+++ DATA
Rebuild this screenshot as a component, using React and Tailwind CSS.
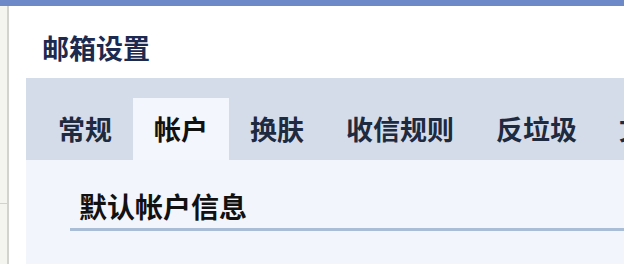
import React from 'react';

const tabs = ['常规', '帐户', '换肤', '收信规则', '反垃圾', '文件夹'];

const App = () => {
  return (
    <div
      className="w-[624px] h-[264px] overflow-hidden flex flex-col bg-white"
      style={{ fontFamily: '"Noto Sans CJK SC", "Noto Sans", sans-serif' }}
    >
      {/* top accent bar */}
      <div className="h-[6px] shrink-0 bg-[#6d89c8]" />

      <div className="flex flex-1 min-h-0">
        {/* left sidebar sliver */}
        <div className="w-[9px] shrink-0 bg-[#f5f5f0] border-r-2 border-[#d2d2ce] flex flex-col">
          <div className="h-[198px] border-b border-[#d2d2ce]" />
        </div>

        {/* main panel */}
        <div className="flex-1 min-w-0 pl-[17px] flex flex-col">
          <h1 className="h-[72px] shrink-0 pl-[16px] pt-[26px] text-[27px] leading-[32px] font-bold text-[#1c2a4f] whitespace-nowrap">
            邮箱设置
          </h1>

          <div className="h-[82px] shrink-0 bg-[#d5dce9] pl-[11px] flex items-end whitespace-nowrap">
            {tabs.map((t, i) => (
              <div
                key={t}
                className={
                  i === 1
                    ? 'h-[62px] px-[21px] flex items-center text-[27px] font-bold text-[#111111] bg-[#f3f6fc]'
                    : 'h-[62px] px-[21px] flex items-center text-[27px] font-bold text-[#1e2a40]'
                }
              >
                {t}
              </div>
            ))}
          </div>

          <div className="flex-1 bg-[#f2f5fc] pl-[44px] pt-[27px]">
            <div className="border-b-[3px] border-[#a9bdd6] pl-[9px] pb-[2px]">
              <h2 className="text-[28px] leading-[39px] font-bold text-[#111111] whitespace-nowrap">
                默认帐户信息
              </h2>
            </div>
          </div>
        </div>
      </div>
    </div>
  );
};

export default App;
++++++
- [DIRECTIONS] Using the data above, write out every line exactly, leaving the images behind.

- [ANSWER TO THIS PROBLEM]
Rebuild this screenshot as a component, using React and Tailwind CSS.
import React from 'react';

const tabs = ['常规', '帐户', '换肤', '收信规则', '反垃圾', '文件夹'];

const App = () => {
  return (
    <div
      className="w-[624px] h-[264px] overflow-hidden flex flex-col bg-white"
      style={{ fontFamily: '"Noto Sans CJK SC", "Noto Sans", sans-serif' }}
    >
      {/* top accent bar */}
      <div className="h-[6px] shrink-0 bg-[#6d89c8]" />

      <div className="flex flex-1 min-h-0">
        {/* left sidebar sliver */}
        <div className="w-[9px] shrink-0 bg-[#f5f5f0] border-r-2 border-[#d2d2ce] flex flex-col">
          <div className="h-[198px] border-b border-[#d2d2ce]" />
        </div>

        {/* main panel */}
        <div className="flex-1 min-w-0 pl-[17px] flex flex-col">
          <h1 className="h-[72px] shrink-0 pl-[16px] pt-[26px] text-[27px] leading-[32px] font-bold text-[#1c2a4f] whitespace-nowrap">
            邮箱设置
          </h1>

          <div className="h-[82px] shrink-0 bg-[#d5dce9] pl-[11px] flex items-end whitespace-nowrap">
            {tabs.map((t, i) => (
              <div
                key={t}
                className={
                  i === 1
                    ? 'h-[62px] px-[21px] flex items-center text-[27px] font-bold text-[#111111] bg-[#f3f6fc]'
                    : 'h-[62px] px-[21px] flex items-center text-[27px] font-bold text-[#1e2a40]'
                }
              >
                {t}
              </div>
            ))}
          </div>

          <div className="flex-1 bg-[#f2f5fc] pl-[44px] pt-[27px]">
            <div className="border-b-[3px] border-[#a9bdd6] pl-[9px] pb-[2px]">
              <h2 className="text-[28px] leading-[39px] font-bold text-[#111111] whitespace-nowrap">
                默认帐户信息
              </h2>
            </div>
          </div>
        </div>
      </div>
    </div>
  );
};

export default App;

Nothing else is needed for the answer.